- Maintain NEUTRAL and SGD35.70 TP, 14% upside with c.6% FY23F yield. At DBS Investor Day 2023 – Digital Transformation 2.0 held earlier this week, management quantified key achievements made since 2017 (when it first shared details on the bank’s digital transformation) and showcased how DBS has deepened its technology capabilities, become data-driven, and is achieving scale and effectiveness. Management sees medium-term ROE at 15-17% and its CET-1 ratio at 12.5-13.5%.
- Medium-term ROE. DBS’ ROE has risen from 11.2% in 2015, when it first embarked on its digital transformation, to 15% in 2022. Of the total 3.8-ppt improvement, 2.5ppts were underpinned by structural drivers while another 2.2-ppt increase was from external drivers (Figure 1). Over the next three years, ROE is expected to range between 15% and 17%, down from the high of 18.6% in 1Q23 – with the drags being NIM (Federal Funds Rate falling below 3%) and credit cost (through the cycle 18bps vs 10-15bps for FY23F). Offsets are expected to come from: i) Faster growth in capital-light high-ROE businesses such as wealth management, global transaction services (GTS), and treasury market sales (TMS); ii) improved profitability in growth markets in India, Taiwan and Indonesia, and iii) capital management (Figure 2).

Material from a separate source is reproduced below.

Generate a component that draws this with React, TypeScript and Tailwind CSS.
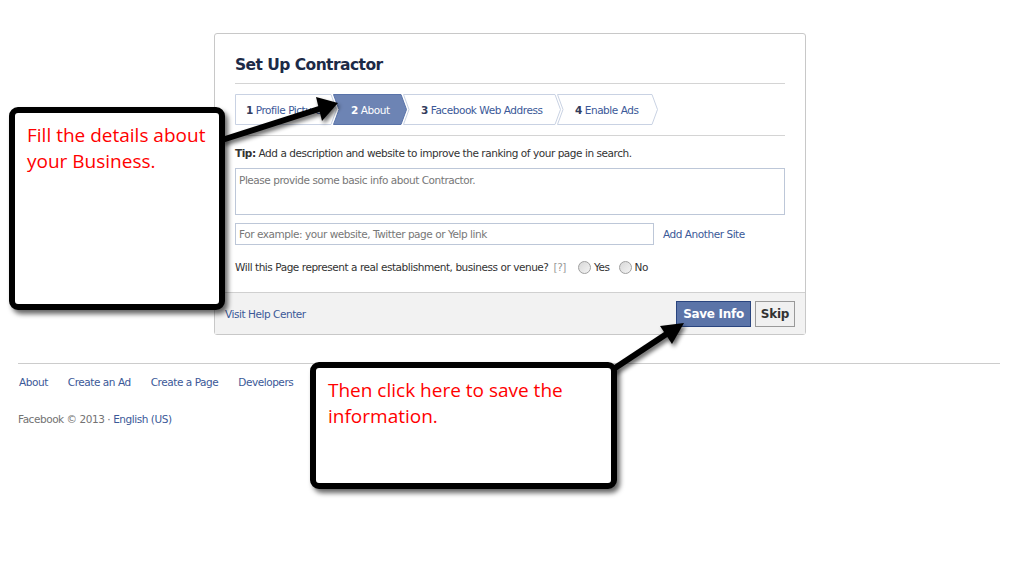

- Capital management. Management has a CET-1 target range of 12.5-13.5%. This assumes risk-weighted asset growth of 5% pa and dividend payout ratios of 60%. With CET-1 at 14% currently, the bank has the capacity to sustain a SGD0.24 pa increase in DPS, which suggests DPS of SGD1.92 in FY24F. A further SGD3.0bn could be distributed via a further dividend step-up, special dividends or share buybacks.
- Tech capabilities a key differentiator. Management attributes much of DBS’ structural advantage over peers to its technology capabilities. Its application programming interface or API-driven architecture increases connectivity with ecosystem partners, as well as improves internal workflows for greater productivity. The successful consolidation of the bank’s data platform has transformed its data into a competitive differentiator, enabling growth in new markets and segments and effective portfolio risk management. DBS has seen significant ROE uplift in its consumer & SME segments, as well as fee businesses.
- Will comfortably weather a recession. Despite the sharp rise in interest rates, DBS is not seeing stress in any part of its loan book. Internal stress tests indicate that asset quality should remain resilient. The bank has substantial allowances, with a SGD3.8bn general provision buffer (including SGD2.0bn of overlays) and non-performing asset coverage at a comfortable 127%. Capital is robust, with CET-1 at 14% while liquidity is ample.
- Valuations and TP. Our TP of SGD35.70 is based on an intrinsic value of SGD35.00 with a 2% ESG premium applied, based on our in-house ESG methodology. The GGM-derived P/BV of 1.52x is at +2SD from its historical mean, against a multi-year high ROE of c.17%.